Exercise aim — Transcribe the full listing exactly, and drop every picture.

Provided data —

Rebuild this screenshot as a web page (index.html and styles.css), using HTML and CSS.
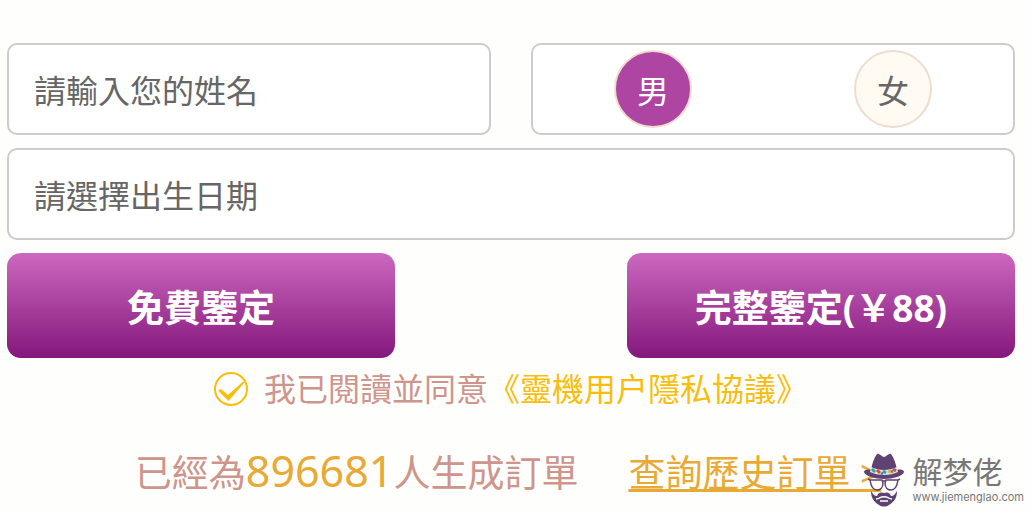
FILE: index.html
```html
<!DOCTYPE html>
<html lang="zh-Hant">
<head>
<meta charset="utf-8">
<meta name="viewport" content="width=device-width, initial-scale=1">
<title>免費鑒定</title>
<link rel="stylesheet" href="styles.css">
</head>
<body>
<main class="page">
  <form class="form">
    <div class="row">
      <input class="field" type="text" name="name" aria-label="姓名" placeholder="請輸入您的姓名">
      <div class="field gender" role="radiogroup" aria-label="性別">
        <label class="gender-option"><input type="radio" name="gender" value="m" checked><span>男</span></label>
        <label class="gender-option"><input type="radio" name="gender" value="f"><span>女</span></label>
      </div>
    </div>
    <input class="field" type="text" name="birthday" aria-label="出生日期" placeholder="請選擇出生日期">
    <div class="row">
      <button class="submit" type="submit">免費鑒定</button>
      <button class="submit" type="button">完整鑒定(￥88)</button>
    </div>
    <div class="consent">
      <label class="consent-label">
        <span class="tick">
          <input type="checkbox" name="agree" checked>
          <svg viewBox="0 0 34 34" aria-hidden="true"><circle cx="17" cy="17" r="16" fill="none" stroke="#f9bd0b" stroke-width="2"/><path d="M4 18.500 7 17l7 6L29 9.500l1.500 1L14.500 29Z" fill="#f9bd0b"/></svg>
        </span>
        <span>我已閱讀並同意</span>
      </label><a class="policy" href="#policy">《靈機用户隱私協議》</a>
    </div>
  </form>
  <div class="stats">
    <p class="orders">已經為<strong class="count">896681</strong>人生成訂單</p>
    <a class="history" href="#history">查詢歷史訂單 &gt;</a>
  </div>
  <div class="brand" lang="zh-Hans">
    <svg class="brand-mark" viewBox="0 0 40 54" aria-hidden="true">
      <path d="M7 17C8 11 10 5 13 1c2-1 5 3 7 3s5-4 7-3c3 4 5 10 6 16 4-1 7 0 7 2-1 4-11 7-20 7S1 23 0 19c0-2 3-3 7-2Z" fill="#5d4272"/>
      <path d="M7 14c8 4 18 4 26 0l1 5c-8 4-20 4-28 0Z" fill="#eee0d0"/>
      <g stroke-width="3" fill="none"><path d="m8 16 3 3M19 18l3 2" stroke="#24a9b5"/><path d="m13 17 3 3M29 16l3 2" stroke="#df493d"/><path d="m24 18 3 1" stroke="#e7b43a"/><path d="m17 20 2 1M27 19l2-1" stroke="#348bc0"/></g>
      <g fill="none" stroke="#5d4272" stroke-width="1.500"><path d="M6 27h12l1 3c0 5-3 7-6 7s-6-3-7-10ZM34 27H22l-1 3c0 5 3 7 6 7s6-3 7-10ZM18 28h4M6 27l-2-1M34 27l2-1"/></g>
      <path d="M7 38c2 3 3 5 6 5 1-4 5-4 7-3 2-1 6-1 7 3 3 0 4-2 6-5 0 7-3 11-8 14-3 2-7 2-10 0-5-3-8-7-8-14Z" fill="#5d4272"/>
      <path d="M12 46c4 0 5-3 8-2 3-1 4 2 8 2M16 48h8" fill="none" stroke="#fefefd" stroke-width="1.500"/>
    </svg>
    <div class="brand-text">
      <span class="brand-name">解梦佬</span>
      <span class="brand-url">www.jiemenglao.com</span>
    </div>
  </div>
</main>
</body>
</html>
```
FILE: styles.css
```css
* {
  box-sizing: border-box;
}

body {
  margin: 0;
  background: #fefefd;
  color: #666;
  font-family: "Noto Sans", "Noto Sans CJK TC", sans-serif;
  font-size: 32px;
}

input,
button {
  font: inherit;
}

.page {
  position: relative;
  padding: 43px 17px 8px 7px;
}

.form {
  display: flex;
  flex-direction: column;
  gap: 13px;
}

.row {
  display: flex;
  justify-content: space-between;
}

.field {
  width: 100%;
  height: 92px;
  padding: 2px 25px 0;
  border: 2px solid #ccc;
  border-radius: 10px;
  background: #fff;
  color: #666;
}

.row .field {
  width: 48%;
}

.field::placeholder {
  color: #666;
  opacity: 1;
}

.gender {
  display: grid;
  grid-template-columns: 1fr 1fr;
  place-items: center;
  padding: 0;
}

.gender-option {
  display: grid;
  place-items: center;
  cursor: pointer;
}

.gender-option > * {
  grid-area: 1 / 1;
}

.gender-option input {
  appearance: none;
  width: 78px;
  height: 78px;
  margin: 0;
  border: 2px solid #efdccf;
  border-radius: 50%;
  background: #fffaf2;
}

.gender-option input:checked {
  background: #ae45a2;
}

.gender-option span {
  z-index: 1;
}

.gender-option input:checked + span {
  color: #fff;
}

.submit {
  width: 38.5%;
  height: 105px;
  padding: 0;
  border: 0;
  border-radius: 14px;
  background: linear-gradient(#cc68bf, #84177c);
  color: #fff;
  font-size: 37px;
  font-weight: 700;
}

.consent {
  display: flex;
  justify-content: center;
  line-height: 36px;
}

.consent-label {
  display: flex;
  align-items: center;
  gap: 16px;
  color: #ce958c;
}

.tick {
  display: grid;
}

.tick > * {
  grid-area: 1 / 1;
  width: 34px;
  height: 34px;
  margin: 0;
}

.tick input {
  appearance: none;
}

.policy {
  color: #f9bd0b;
  text-decoration: none;
}

.stats {
  display: flex;
  justify-content: center;
  align-items: baseline;
  gap: 50px;
  margin-top: 34px;
  padding-right: 6px;
  font-size: 37px;
  line-height: 60px;
}

.orders {
  margin: 0;
  color: #ce958c;
}

.count {
  color: #e9aa35;
  font-size: 43px;
  font-weight: 400;
}

.history {
  color: #e9aa35;
  text-decoration-thickness: 3px;
  text-decoration-skip-ink: none;
}

.brand {
  position: absolute;
  right: 8px;
  bottom: 4px;
  display: flex;
  align-items: center;
  gap: 8px;
}

.brand-mark {
  width: 40px;
  height: 54px;
}

.brand-text {
  display: flex;
  flex-direction: column;
  color: #777;
  font-family: "Inter", "Noto Sans CJK SC", sans-serif;
}

.brand-name {
  font-size: 30px;
  line-height: 34px;
}

.brand-url {
  font-size: 11px;
  line-height: 16px;
}
```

Full response —
Rebuild this screenshot as a web page (index.html and styles.css), using HTML and CSS.
FILE: index.html
```html
<!DOCTYPE html>
<html lang="zh-Hant">
<head>
<meta charset="utf-8">
<meta name="viewport" content="width=device-width, initial-scale=1">
<title>免費鑒定</title>
<link rel="stylesheet" href="styles.css">
</head>
<body>
<main class="page">
  <form class="form">
    <div class="row">
      <input class="field" type="text" name="name" aria-label="姓名" placeholder="請輸入您的姓名">
      <div class="field gender" role="radiogroup" aria-label="性別">
        <label class="gender-option"><input type="radio" name="gender" value="m" checked><span>男</span></label>
        <label class="gender-option"><input type="radio" name="gender" value="f"><span>女</span></label>
      </div>
    </div>
    <input class="field" type="text" name="birthday" aria-label="出生日期" placeholder="請選擇出生日期">
    <div class="row">
      <button class="submit" type="submit">免費鑒定</button>
      <button class="submit" type="button">完整鑒定(￥88)</button>
    </div>
    <div class="consent">
      <label class="consent-label">
        <span class="tick">
          <input type="checkbox" name="agree" checked>
          <svg viewBox="0 0 34 34" aria-hidden="true"><circle cx="17" cy="17" r="16" fill="none" stroke="#f9bd0b" stroke-width="2"/><path d="M4 18.500 7 17l7 6L29 9.500l1.500 1L14.500 29Z" fill="#f9bd0b"/></svg>
        </span>
        <span>我已閱讀並同意</span>
      </label><a class="policy" href="#policy">《靈機用户隱私協議》</a>
    </div>
  </form>
  <div class="stats">
    <p class="orders">已經為<strong class="count">896681</strong>人生成訂單</p>
    <a class="history" href="#history">查詢歷史訂單 &gt;</a>
  </div>
  <div class="brand" lang="zh-Hans">
    <svg class="brand-mark" viewBox="0 0 40 54" aria-hidden="true">
      <path d="M7 17C8 11 10 5 13 1c2-1 5 3 7 3s5-4 7-3c3 4 5 10 6 16 4-1 7 0 7 2-1 4-11 7-20 7S1 23 0 19c0-2 3-3 7-2Z" fill="#5d4272"/>
      <path d="M7 14c8 4 18 4 26 0l1 5c-8 4-20 4-28 0Z" fill="#eee0d0"/>
      <g stroke-width="3" fill="none"><path d="m8 16 3 3M19 18l3 2" stroke="#24a9b5"/><path d="m13 17 3 3M29 16l3 2" stroke="#df493d"/><path d="m24 18 3 1" stroke="#e7b43a"/><path d="m17 20 2 1M27 19l2-1" stroke="#348bc0"/></g>
      <g fill="none" stroke="#5d4272" stroke-width="1.500"><path d="M6 27h12l1 3c0 5-3 7-6 7s-6-3-7-10ZM34 27H22l-1 3c0 5 3 7 6 7s6-3 7-10ZM18 28h4M6 27l-2-1M34 27l2-1"/></g>
      <path d="M7 38c2 3 3 5 6 5 1-4 5-4 7-3 2-1 6-1 7 3 3 0 4-2 6-5 0 7-3 11-8 14-3 2-7 2-10 0-5-3-8-7-8-14Z" fill="#5d4272"/>
      <path d="M12 46c4 0 5-3 8-2 3-1 4 2 8 2M16 48h8" fill="none" stroke="#fefefd" stroke-width="1.500"/>
    </svg>
    <div class="brand-text">
      <span class="brand-name">解梦佬</span>
      <span class="brand-url">www.jiemenglao.com</span>
    </div>
  </div>
</main>
</body>
</html>
```
FILE: styles.css
```css
* {
  box-sizing: border-box;
}

body {
  margin: 0;
  background: #fefefd;
  color: #666;
  font-family: "Noto Sans", "Noto Sans CJK TC", sans-serif;
  font-size: 32px;
}

input,
button {
  font: inherit;
}

.page {
  position: relative;
  padding: 43px 17px 8px 7px;
}

.form {
  display: flex;
  flex-direction: column;
  gap: 13px;
}

.row {
  display: flex;
  justify-content: space-between;
}

.field {
  width: 100%;
  height: 92px;
  padding: 2px 25px 0;
  border: 2px solid #ccc;
  border-radius: 10px;
  background: #fff;
  color: #666;
}

.row .field {
  width: 48%;
}

.field::placeholder {
  color: #666;
  opacity: 1;
}

.gender {
  display: grid;
  grid-template-columns: 1fr 1fr;
  place-items: center;
  padding: 0;
}

.gender-option {
  display: grid;
  place-items: center;
  cursor: pointer;
}

.gender-option > * {
  grid-area: 1 / 1;
}

.gender-option input {
  appearance: none;
  width: 78px;
  height: 78px;
  margin: 0;
  border: 2px solid #efdccf;
  border-radius: 50%;
  background: #fffaf2;
}

.gender-option input:checked {
  background: #ae45a2;
}

.gender-option span {
  z-index: 1;
}

.gender-option input:checked + span {
  color: #fff;
}

.submit {
  width: 38.5%;
  height: 105px;
  padding: 0;
  border: 0;
  border-radius: 14px;
  background: linear-gradient(#cc68bf, #84177c);
  color: #fff;
  font-size: 37px;
  font-weight: 700;
}

.consent {
  display: flex;
  justify-content: center;
  line-height: 36px;
}

.consent-label {
  display: flex;
  align-items: center;
  gap: 16px;
  color: #ce958c;
}

.tick {
  display: grid;
}

.tick > * {
  grid-area: 1 / 1;
  width: 34px;
  height: 34px;
  margin: 0;
}

.tick input {
  appearance: none;
}

.policy {
  color: #f9bd0b;
  text-decoration: none;
}

.stats {
  display: flex;
  justify-content: center;
  align-items: baseline;
  gap: 50px;
  margin-top: 34px;
  padding-right: 6px;
  font-size: 37px;
  line-height: 60px;
}

.orders {
  margin: 0;
  color: #ce958c;
}

.count {
  color: #e9aa35;
  font-size: 43px;
  font-weight: 400;
}

.history {
  color: #e9aa35;
  text-decoration-thickness: 3px;
  text-decoration-skip-ink: none;
}

.brand {
  position: absolute;
  right: 8px;
  bottom: 4px;
  display: flex;
  align-items: center;
  gap: 8px;
}

.brand-mark {
  width: 40px;
  height: 54px;
}

.brand-text {
  display: flex;
  flex-direction: column;
  color: #777;
  font-family: "Inter", "Noto Sans CJK SC", sans-serif;
}

.brand-name {
  font-size: 30px;
  line-height: 34px;
}

.brand-url {
  font-size: 11px;
  line-height: 16px;
}
```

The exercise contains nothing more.